- Directed by: Sidney Morgan
- Written by: Joan Morgan
- Produced by: Sidney Morgan
- Starring: Louis Hayward Molly Johnson Anna Lee
- Cinematography: Henry Harris
- Production company: British & Dominions Film Corporation
- Distributed by: Paramount British Pictures
- Release date: November 1933;
- Running time: 69 minutes
- Country: United Kingdom
- Language: English

= Chelsea Life =

1933 British film by Sidney Morgan

Chelsea Life is a 1933 British drama film directed by Sidney Morgan and starring Louis Hayward, Molly Johnson and Anna Lee. It was written by Joan Morgan, and was shot at Elstree Studios as a quota quickie for release by the British subsidiary of Paramount Pictures.

== Preservation status ==
The British Film Institute National Archive holds a collection of ephemera and stills but no film or video materials.

==Plot==
David Fenner is a struggling painter, In need of money, he signs his name to the work of Grillini, an Italian landscape artist. His cheating takes him to prominence and affluence, and he becomes engaged to Honourable Muriel Maxton. Lulu, a friend from his early days, is resentful, but still warns David when Grillini suddenly turns up. David is exposed, jilted by Muriel, and subsequently finds work on Brighton beach, painting sea scenes. Lulu is there to comfort him.

==Cast==
- Louis Hayward as David Fenner
- Molly Johnson as Lulu
- Anna Lee as the Honourable Muriel Maxton
- Kathleen Saxon as Mrs. Bonnington
- Stanley Vilven as Signor Grillini
- Gordon McLeod as Lawton Hodge
- Eric Hales as Harry Gordon
- Patrick Ludlow as Lancelot Humphrey
- Arthur Chesney as Ambrose Lincoln

== Reception ==
The Daily Film Renter wrote: "Artificial story of young artist who rises to fame by putting his name to work of another. Chelsea atmosphere smacks strongly of conventional ideas of Bohemianism, but fails to achieve conviction. Action is continually held up by seemingly interminable bouts of dreary and superficial dialogue, while characterisation is stilted to a degree. Louis Hayward and unnamed actor who contributes minor cameo as Lancashire mayor are only players to stand out. For uncritical patrons."
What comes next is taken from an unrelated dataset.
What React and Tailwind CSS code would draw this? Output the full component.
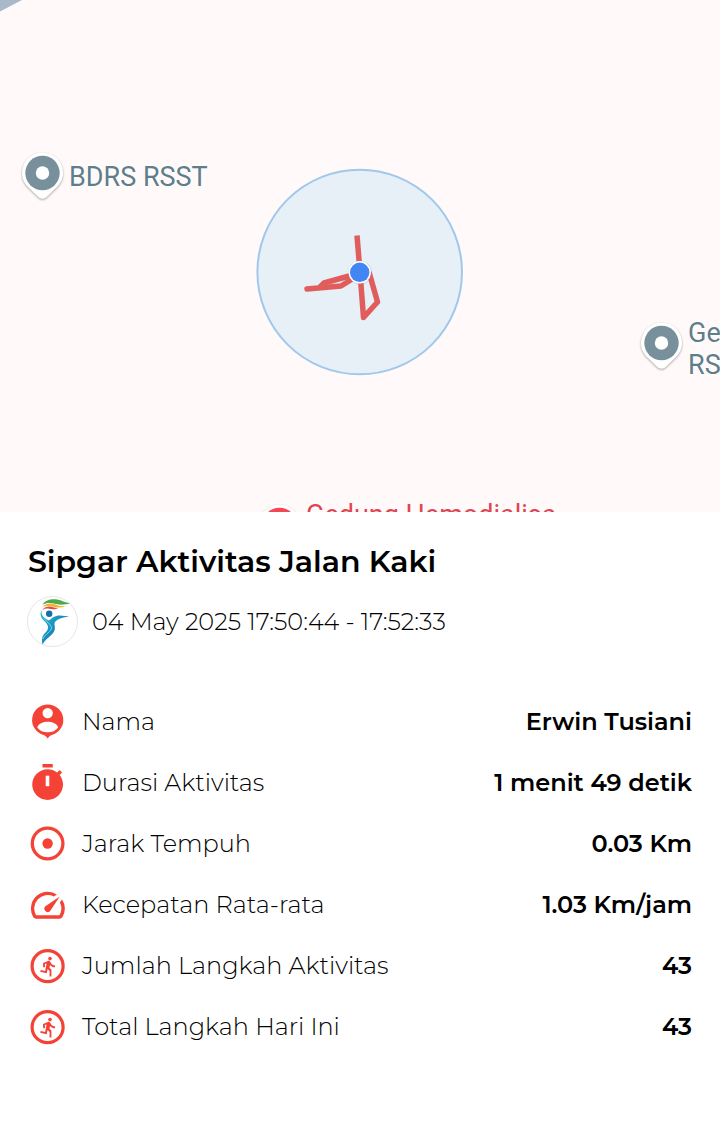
import React from "react";

function Pin({ color = "#78909c" }) {
  return (
    <svg viewBox="0 0 48 56" className="h-14 w-12 shrink-0 drop-shadow-[0_1px_1px_rgba(0,0,0,0.35)]" aria-hidden="true">
      <path d="M24.500 3.500a20.500 20.500 0 0 0-20.500 20.500c0 6 2.600 10.500 6.500 14.500l9.800 9.500c2.400 2.300 6 2.300 8.400 0l9.800-9.500c3.900-4 6.500-8.500 6.500-14.500A20.500 20.500 0 0 0 24.500 3.500z" fill="#fff" />
      <circle cx="24.500" cy="24" r="17.200" fill={color} />
      <circle cx="24.500" cy="24" r="6.700" fill="#fff" />
    </svg>
  );
}

function Track() {
  return (
    <svg viewBox="0 0 208 208" className="absolute top-[168px] left-1/2 h-52 w-52 -translate-x-1/2" role="img" aria-label="Rute">
      <circle cx="103.700" cy="104" r="102.300" fill="#e7eff7" stroke="#a1c8ec" strokeWidth="2" />
      <g fill="none" stroke="#e05d5c" strokeWidth="5.500" strokeLinejoin="round">
        <path d="M101 67.500L104 104L107.500 149.500L121.500 134L113 104" />
        <path d="M104 105L68 115L64 119" />
        <path d="M51 121L85 118L106 105" strokeLinecap="round" />
      </g>
      <circle cx="104" cy="104.500" r="12" fill="#8aa0b4" opacity="0.250" />
      <circle cx="103.700" cy="104.300" r="11.200" fill="#fff" />
      <circle cx="103.700" cy="104.300" r="9.700" fill="#4285f4" />
    </svg>
  );
}

const label = "font-[Roboto,sans-serif] text-[27px] leading-8 whitespace-nowrap [text-shadow:0_0_2px_#fff,0_0_3px_#fff]";

function ActivityMap() {
  return (
    <section aria-label="Peta" className="relative h-[512px] overflow-hidden bg-[#fff9f9]">
      <svg viewBox="0 0 24 12" className="absolute top-0 left-0 h-3 w-6" aria-hidden="true">
        <path d="M0 0H22L0 11.500z" fill="#a9b9c9" />
      </svg>
      <div className="absolute top-[149px] left-[18px] flex items-start gap-[3px] text-[#607d8b]">
        <Pin />
        <span className={label + " mt-3"}>BDRS RSST</span>
      </div>
      <Track />
      <div className="absolute top-[319px] left-[calc(100%-83px)] flex items-start gap-[3px] text-[#607d8b]">
        <Pin />
        <span className={label + " -mt-0.5"}>Gedung<br />RSST</span>
      </div>
      <div className="absolute top-[501px] left-[calc(50%-105px)] flex items-start gap-[3px] text-[#e04452]">
        <Pin color="#f44655" />
        <span className={label + " -mt-0.5"}>Gedung Hemodialisa</span>
      </div>
    </section>
  );
}

function Logo() {
  return (
    <svg viewBox="0 0 51 51" className="size-[51px] shrink-0" role="img" aria-label="Sipgar">
      <defs>
        <linearGradient id="body" x1="0" y1="0" x2="1" y2="1">
          <stop offset="0" stopColor="#2cc0d0" />
          <stop offset="0.550" stopColor="#1288bd" />
          <stop offset="1" stopColor="#0b66ad" />
        </linearGradient>
      </defs>
      <circle cx="25.500" cy="25.500" r="25" fill="#fff" stroke="#dedede" strokeWidth="0.800" />
      <path d="M15.500 8.800C18.500 3.300 25 2.800 30 3.400C35 4 38 6.500 43 7.300C38 9.200 33 9 29 8C24 6.800 19.500 6.400 15.500 8.800z" fill="#4caa4b" />
      <path d="M15.300 11.300C19 6.800 24.500 7 28.500 8.500C32 9.800 35 10.200 38.500 9.900C34 12.200 29 11.700 26 10.800C21.500 9.500 18 9.500 15.300 11.300z" fill="#f5b335" />
      <path d="M15.300 14C18.500 10 22.500 10.200 26 11.300C28 12 29.500 12.200 31.500 12C27.500 13.900 24.500 13.200 22 12.800C19.500 12.300 17.300 12.700 15.300 14z" fill="#e34a3f" />
      <circle cx="22.200" cy="17.700" r="3.200" fill="#146fae" />
      <path d="M14.800 14.200C13.800 20 17.500 22.200 22 24.500C25 21.700 28 19.300 33 19.400L42 20.400C36 21.500 31 22.300 28 26C26.600 28 28.700 31 27.500 34.500C25.500 39.500 19 42 15.500 48.500C14.300 42 15.500 39.500 18.500 36.500C22 33 21.800 30 18.500 26.300C14 22 12.200 18.500 14.800 14.200z" fill="url(#body)" />
      <path d="M17 22.500C19 25.500 24 28 24.500 31.500C24.800 35.500 18 38 15.800 43" fill="none" stroke="#fff" strokeWidth="0.500" />
    </svg>
  );
}

function Icon({ children }) {
  return (
    <svg viewBox="0 0 40 41" className="h-[41px] w-10 shrink-0" fill="#f44336" aria-hidden="true">
      {children}
    </svg>
  );
}

const personIcon = (
  <Icon>
    <path d="M19.700 3.400A15.600 15.600 0 0 0 15.600 34.050C17.200 34.600 18.400 35.900 19.700 37.500C21 35.900 22.200 34.600 23.800 34.050A15.600 15.600 0 0 0 19.700 3.400z" />
    <circle cx="19.700" cy="12.100" r="5.200" fill="#fff" />
    <path d="M9.300 26.400C10 22.700 15.500 20.700 19.700 20.700S29.400 22.700 30.100 26.400C28 29.600 24 31.300 19.700 31.300S11.400 29.600 9.300 26.400z" fill="#fff" />
  </Icon>
);

const timerIcon = (
  <Icon>
    <path transform="translate(-0.900 0.300) scale(1.710)" d="M15 1H9v2h6V1zm4.030 6.390 1.420-1.420c-.43-.51-.9-.99-1.410-1.410l-1.420 1.420A8.962 8.962 0 0 0 12 4c-4.970 0-9 4.030-9 9s4.020 9 9 9 9-4.030 9-9c0-2.120-.74-4.070-1.970-5.610z" />
    <path d="M17.700 13.700h3.600v10.500h-3.600z" fill="#fff" />
  </Icon>
);

const targetIcon = (
  <Icon>
    <circle cx="19.600" cy="20.500" r="15.300" fill="none" stroke="#f44336" strokeWidth="3.300" />
    <circle cx="19.600" cy="20.500" r="5.200" />
  </Icon>
);

const speedIcon = (
  <Icon>
    <path transform="translate(-0.500 0.900) scale(1.690)" d="M20.380 8.570l-1.230 1.850a8 8 0 0 1-.22 7.580H5.070A8 8 0 0 1 15.580 6.850l1.850-1.230A10 10 0 0 0 3.350 19a2 2 0 0 0 1.720 1h13.850a2 2 0 0 0 1.740-1 10 10 0 0 0-.27-10.440zm-9.790 6.840a2 2 0 0 0 2.830 0l5.660-8.490-8.490 5.660a2 2 0 0 0 0 2.830z" />
  </Icon>
);

const runIcon = (
  <Icon>
    <circle cx="19.600" cy="21.200" r="15.500" fill="none" stroke="#f44336" strokeWidth="3.200" />
    <path transform="translate(9.600 10.300) scale(0.920)" d="M13.490 5.480c1.100 0 2-.9 2-2s-.9-2-2-2-2 .9-2 2 .9 2 2 2zm-3.600 13.900l1-4.400 2.100 2v6h2v-7.500l-2.100-2 .6-3c1.300 1.500 3.300 2.500 5.500 2.500v-2c-1.900 0-3.500-1-4.300-2.400l-1-1.600c-.4-.6-1-1-1.700-1-.3 0-.5.1-.8.1l-5.200 2.200v4.700h2v-3.400l1.800-.7-1.600 8.100-4.900-1-.4 2 7 1.400z" />
  </Icon>
);

const rows = [
  { icon: personIcon, name: "Nama", value: "Erwin Tusiani" },
  { icon: timerIcon, name: "Durasi Aktivitas", value: "1 menit 49 detik" },
  { icon: targetIcon, name: "Jarak Tempuh", value: "0.03 Km" },
  { icon: speedIcon, name: "Kecepatan Rata-rata", value: "1.03 Km/jam" },
  { icon: runIcon, name: "Jumlah Langkah Aktivitas", value: "43" },
  { icon: runIcon, name: "Total Langkah Hari Ini", value: "43" },
];

export default function App() {
  return (
    <main className="min-h-screen bg-white font-[Montserrat,Inter,sans-serif] text-black">
      <ActivityMap />
      <section className="px-7 pt-7 pb-14">
        <h1 className="text-[30px] leading-[44px] font-semibold">Sipgar Aktivitas Jalan Kaki</h1>
        <div className="-ml-px mt-3 flex items-center gap-3.5">
          <Logo />
          <p className="text-2xl font-light">04 May 2025 17:50:44 - 17:52:33</p>
        </div>
        <dl className="mt-11">
          {rows.map((row) => (
            <div key={row.name} className="flex h-[61px] items-center">
              <dt className="flex items-center gap-3.5 text-2xl font-light">
                {row.icon}
                {row.name}
              </dt>
              <dd className="ml-auto text-right text-2xl font-semibold">{row.value}</dd>
            </div>
          ))}
        </dl>
      </section>
    </main>
  );
}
Picturegoer wrote: "Quite an ingenious little story pleasantly directed in a fresh and original manner. The action is rather slow, but the characters are well drawn and, while the drama is not strong, the humour is unforced and natural."

Picture Show wrote: "There is little to recommend this romance of love among the artists. ... The atmosphere is overdone, the characters obvious and unconvincing, with the exception of that played by Louis Hayward with an ability that should lead to far better things."